One important edge case occurs when the array length is extremely small, especially n = 2. In such cases, there are very few possible partitions. A naive implementation might incorrectly assume every two-element array can be split evenly. The algorithm correctly handles this by checking whether a subset of size one can achieve the required target sum.

Another important case is arrays where no subset size can mathematically produce an integer target sum. For example, if:

$$(totalSum \times k) \bmod n \neq 0$$

then the required subset sum would not be an integer. Many inefficient solutions still attempt DP exploration in these cases. This implementation performs an early pruning step and immediately returns False if no valid subset size exists.

Arrays with repeated values can also create subtle bugs in subset generation logic. If updates are performed in forward order, the same element may accidentally be reused multiple times in one iteration. The implementation avoids this issue by iterating subset sizes in reverse order, ensuring each number contributes at most once per subset construction.

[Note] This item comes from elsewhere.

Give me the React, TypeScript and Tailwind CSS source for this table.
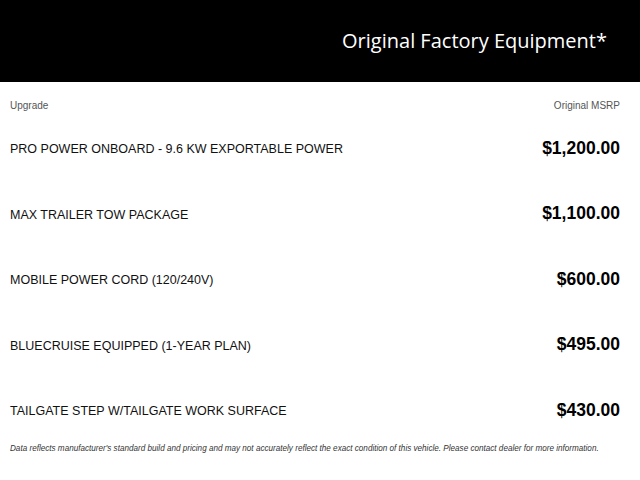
import React from 'react';

const items = [
  { name: 'PRO POWER ONBOARD - 9.6 KW EXPORTABLE POWER', price: '$1,200.00' },
  { name: 'MAX TRAILER TOW PACKAGE', price: '$1,100.00' },
  { name: 'MOBILE POWER CORD (120/240V)', price: '$600.00' },
  { name: 'BLUECRUISE EQUIPPED (1-YEAR PLAN)', price: '$495.00' },
  { name: 'TAILGATE STEP W/TAILGATE WORK SURFACE', price: '$430.00' },
];

export default function App() {
  return (
    <div className="w-[640px] h-[480px] bg-white font-['Liberation_Sans',Arial,sans-serif] overflow-hidden">
      <div className="h-[82px] bg-black flex items-center justify-end pr-[33px]">
        <h1 className="text-white text-[20px] font-['Open_Sans',sans-serif]">
          Original Factory Equipment*
        </h1>
      </div>

      <div className="h-[33px] pt-[18px] pl-[10px] pr-[20px] flex justify-between text-[10px] leading-[12px] text-[#555]">
        <span>Upgrade</span>
        <span>Original MSRP</span>
      </div>

      {items.map((item) => (
        <div key={item.name} className="h-[65.6px] flex items-center justify-between pl-[10px] pr-[20px]">
          <span className="pt-[3px] text-[12.5px] text-[#111]">{item.name}</span>
          <span className="text-[17.5px] font-bold text-black">{item.price}</span>
        </div>
      ))}

      <p className="pl-[10px] pt-[1px] text-[8.15px] leading-[10px] italic text-[#333]">
        Data reflects manufacturer's standard build and pricing and may not accurately reflect the exact condition of this vehicle. Please contact dealer for more information.
      </p>
    </div>
  );
}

Finally, arrays containing all identical values are special because every subset has the same average. Some implementations accidentally reject these because they incorrectly forbid certain subset sizes or mishandle complement subsets. This solution naturally handles them correctly because the required target sums are always reachable.